Re: [Qemu-devel] Qemu and 32 PCIe devices

[Laszlo Ersek]

On 08/09/17 09:26, Paolo Bonzini wrote:
> On 09/08/2017 03:06, Laszlo Ersek wrote:
>>>   20.14%  qemu-system-x86_64                  [.] render_memory_region
>>>   17.14%  qemu-system-x86_64                  [.] subpage_register
>>>   10.31%  qemu-system-x86_64                  [.] int128_add
>>>    7.86%  qemu-system-x86_64                  [.] addrrange_end
>>>    7.30%  qemu-system-x86_64                  [.] int128_ge
>>>    4.89%  qemu-system-x86_64                  [.] int128_nz
>>>    3.94%  qemu-system-x86_64                  [.] phys_page_compact
>>>    2.73%  qemu-system-x86_64                  [.] phys_map_node_alloc
> 
> Yes, this is the O(n^3) thing.  An optimized build should be faster
> because int128 operations will be inlined and become much more efficient.
> 
>> With this patch, I only tested the "93 devices" case, as the slowdown
>> became visible to the naked eye from the trace messages, as the firmware
>> enabled more and more BARs / command registers (and inversely, the
>> speedup was perceivable when the firmware disabled more and more BARs /
>> command registers).
> 
> This is an interesting observation, and it's expected.  Looking at the
> O(n^3) complexity more in detail you have N operations, where the "i"th
> operates on "i" DMA address spaces, all of which have at least "i"
> memory regions (at least 1 BAR per device).
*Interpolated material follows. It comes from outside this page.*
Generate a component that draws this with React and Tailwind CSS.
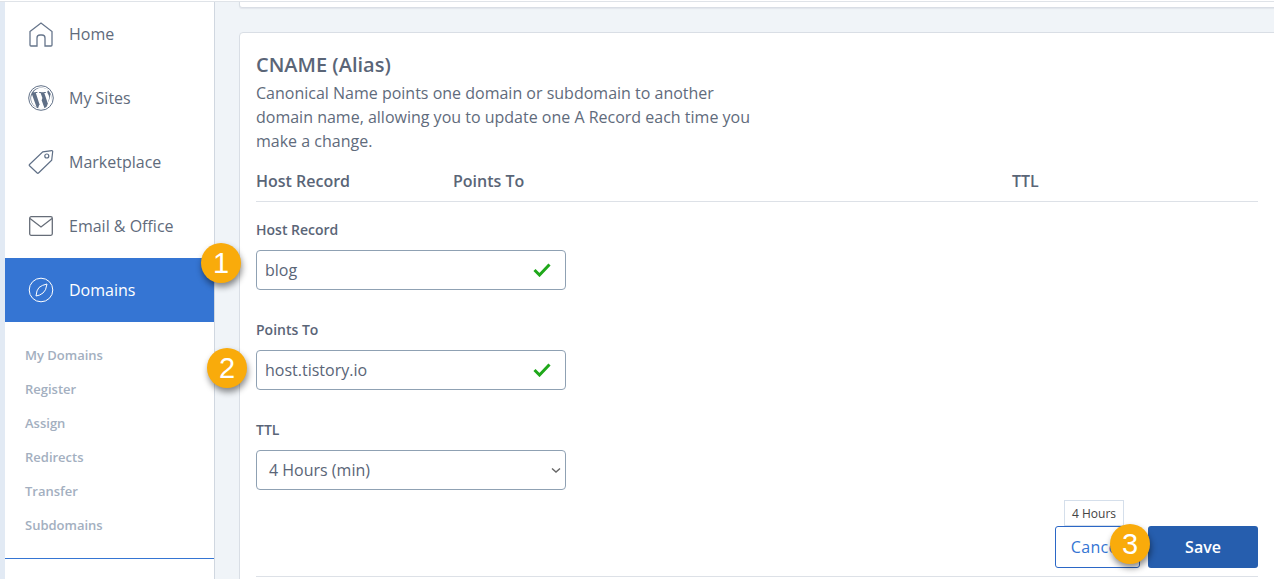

- Can you please give me a pointer to the code where the "i"th operation
works on "i" DMA address spaces? (Not that I dream about patching *that*
code, wherever it may live :) )

- You mentioned that changing this is on the ToDo list. I couldn't find
it under <https://wiki.qemu.org/index.php/ToDo>. Is it tracked somewhere
else?

(I'm not trying to urge any changes in the area, I'd just like to learn
about the code & the tracker item, if there's one.)

Thanks!
Laszlo

> 
> So the total cost is sum i=1..N i^2 = N(N+1)(2N+1)/6 = O(n^3).
> Expressing it as a sum shows why it gets slower as time progresses.
> 
> The solution is to note that those "i" address spaces are actually all
> the same, so we can get it down to sum i=1..N i = N(N+1)/2 = O(n^2).
> 
> Thanks,
> 
> Paolo
>